A birth chart can describe tendencies, motivations, strengths, blind spots, and recurring life themes with surprising precision. It can help you understand relationship dynamics, career orientation, and the timing of certain developmental periods. It can give language to parts of yourself you may have felt but never named.

What it cannot do is remove free will or replace discernment. Astrology is best used as a reflective tool, not a script. It helps you see the terrain. You still choose how to walk it.

That is also what makes a good interpretation feel grounding rather than fatalistic. The chart does not tell you who you have to be. It shows the pattern you were born into, so you can meet it with more awareness, skill, and compassion.

If you are learning your chart for the first time, go slowly. Let one or two patterns become clear before trying to decode everything at once. The most useful astrology is not the most dramatic reading. It is the one that helps you recognize yourself a little more clearly, then make your next decision with a steadier hand.

Ready to see it mapped out for you? Create your account and explore your Western natal chart with plain-language interpretation today.

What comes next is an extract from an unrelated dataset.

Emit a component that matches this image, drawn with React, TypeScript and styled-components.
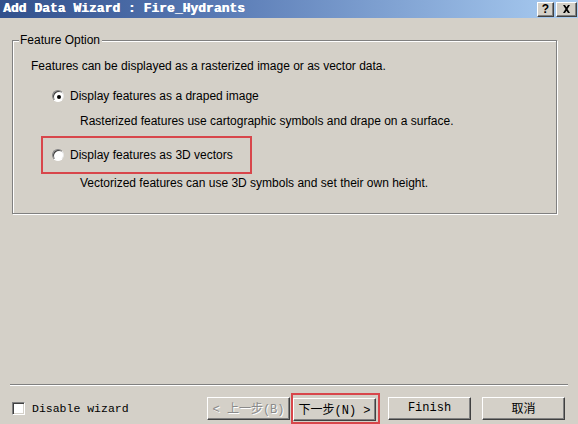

Frequently Asked Questions

What is a natal astrology chart?

A natal chart is a snapshot of the sky at the exact moment you were born, mapped to your birth time and location. It plots the planets across signs, houses, and aspects, then astrologers read those patterns for personality, motivation, timing, and recurring life themes. It works through combinations, so no single placement tells the full story.

What are the four main parts of a natal chart?

Planets, signs, houses, and aspects. Planets are the actors that describe functions in your psyche, signs are the style each planet expresses, houses are the life areas where that energy plays out, and aspects are the conversations between planets. Reading them together, rather than separately, is what makes a chart feel accurate.

Why does my exact birth time matter?

A natal chart depends on your birth date, exact birth time, and birth location. If the time is off even moderately, your rising sign and house placements can shift, which changes the entire structure of the interpretation. Without an accurate time, you can still explore planetary signs and broader themes, but house-based and timing techniques become less reliable.

How do I read my chart without getting overwhelmed?

Start with the chart ruler and the big three (Sun, Moon, and rising), then look for stelliums, angular-house planets, and exact aspects to your key placements. Finally, notice repetition: when several factors point to the same theme, that theme matters more than any one placement. Let one or two patterns land before decoding everything at once.